DATASET EXCERPT:
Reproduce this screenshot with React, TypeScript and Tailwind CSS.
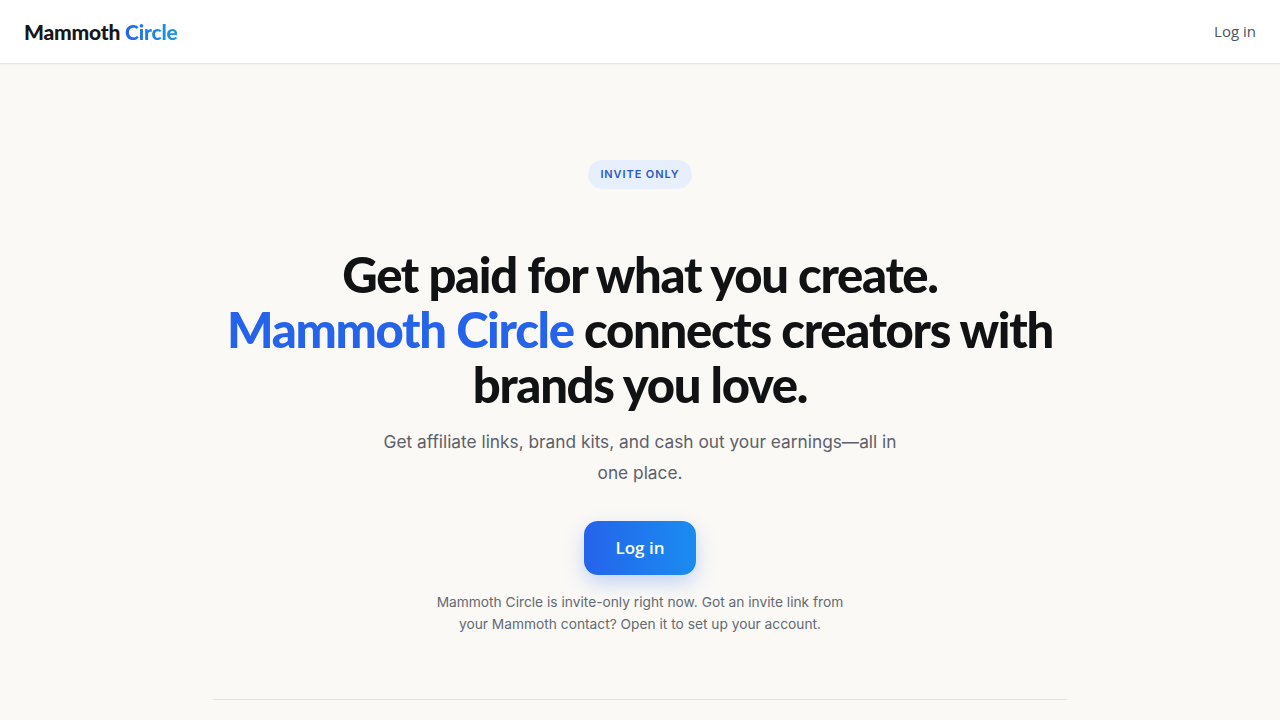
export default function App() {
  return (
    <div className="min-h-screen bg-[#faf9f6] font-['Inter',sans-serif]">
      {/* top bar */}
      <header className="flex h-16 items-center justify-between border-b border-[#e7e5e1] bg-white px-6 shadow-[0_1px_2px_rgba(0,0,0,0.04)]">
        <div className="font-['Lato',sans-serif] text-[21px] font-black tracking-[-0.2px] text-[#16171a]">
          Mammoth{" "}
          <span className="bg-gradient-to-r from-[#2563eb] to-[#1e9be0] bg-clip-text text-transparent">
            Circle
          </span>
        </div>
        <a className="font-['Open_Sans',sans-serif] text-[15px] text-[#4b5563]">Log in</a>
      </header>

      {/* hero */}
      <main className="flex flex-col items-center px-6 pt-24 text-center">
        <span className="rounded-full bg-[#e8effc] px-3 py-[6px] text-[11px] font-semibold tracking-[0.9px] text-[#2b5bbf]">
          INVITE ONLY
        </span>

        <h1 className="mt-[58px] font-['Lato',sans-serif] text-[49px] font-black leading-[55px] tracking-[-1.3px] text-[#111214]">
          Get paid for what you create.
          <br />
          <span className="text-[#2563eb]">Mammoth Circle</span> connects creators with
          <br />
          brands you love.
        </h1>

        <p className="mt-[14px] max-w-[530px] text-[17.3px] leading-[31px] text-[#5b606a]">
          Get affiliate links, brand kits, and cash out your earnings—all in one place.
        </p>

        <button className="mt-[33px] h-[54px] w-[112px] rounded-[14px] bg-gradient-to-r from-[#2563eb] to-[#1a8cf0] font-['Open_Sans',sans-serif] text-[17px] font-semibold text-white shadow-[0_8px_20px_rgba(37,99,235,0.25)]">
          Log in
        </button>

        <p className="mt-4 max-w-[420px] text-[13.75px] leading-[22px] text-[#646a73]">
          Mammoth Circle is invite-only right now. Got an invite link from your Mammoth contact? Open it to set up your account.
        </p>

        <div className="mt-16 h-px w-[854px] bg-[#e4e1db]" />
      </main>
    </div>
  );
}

EXERCISE DIRECTIONS: Repeat the data in full and exactly. Omit pictures.

ANSWER TO THIS EXERCISE:
Reproduce this screenshot with React, TypeScript and Tailwind CSS.
export default function App() {
  return (
    <div className="min-h-screen bg-[#faf9f6] font-['Inter',sans-serif]">
      {/* top bar */}
      <header className="flex h-16 items-center justify-between border-b border-[#e7e5e1] bg-white px-6 shadow-[0_1px_2px_rgba(0,0,0,0.04)]">
        <div className="font-['Lato',sans-serif] text-[21px] font-black tracking-[-0.2px] text-[#16171a]">
          Mammoth{" "}
          <span className="bg-gradient-to-r from-[#2563eb] to-[#1e9be0] bg-clip-text text-transparent">
            Circle
          </span>
        </div>
        <a className="font-['Open_Sans',sans-serif] text-[15px] text-[#4b5563]">Log in</a>
      </header>

      {/* hero */}
      <main className="flex flex-col items-center px-6 pt-24 text-center">
        <span className="rounded-full bg-[#e8effc] px-3 py-[6px] text-[11px] font-semibold tracking-[0.9px] text-[#2b5bbf]">
          INVITE ONLY
        </span>

        <h1 className="mt-[58px] font-['Lato',sans-serif] text-[49px] font-black leading-[55px] tracking-[-1.3px] text-[#111214]">
          Get paid for what you create.
          <br />
          <span className="text-[#2563eb]">Mammoth Circle</span> connects creators with
          <br />
          brands you love.
        </h1>

        <p className="mt-[14px] max-w-[530px] text-[17.3px] leading-[31px] text-[#5b606a]">
          Get affiliate links, brand kits, and cash out your earnings—all in one place.
        </p>

        <button className="mt-[33px] h-[54px] w-[112px] rounded-[14px] bg-gradient-to-r from-[#2563eb] to-[#1a8cf0] font-['Open_Sans',sans-serif] text-[17px] font-semibold text-white shadow-[0_8px_20px_rgba(37,99,235,0.25)]">
          Log in
        </button>

        <p className="mt-4 max-w-[420px] text-[13.75px] leading-[22px] text-[#646a73]">
          Mammoth Circle is invite-only right now. Got an invite link from your Mammoth contact? Open it to set up your account.
        </p>

        <div className="mt-16 h-px w-[854px] bg-[#e4e1db]" />
      </main>
    </div>
  );
}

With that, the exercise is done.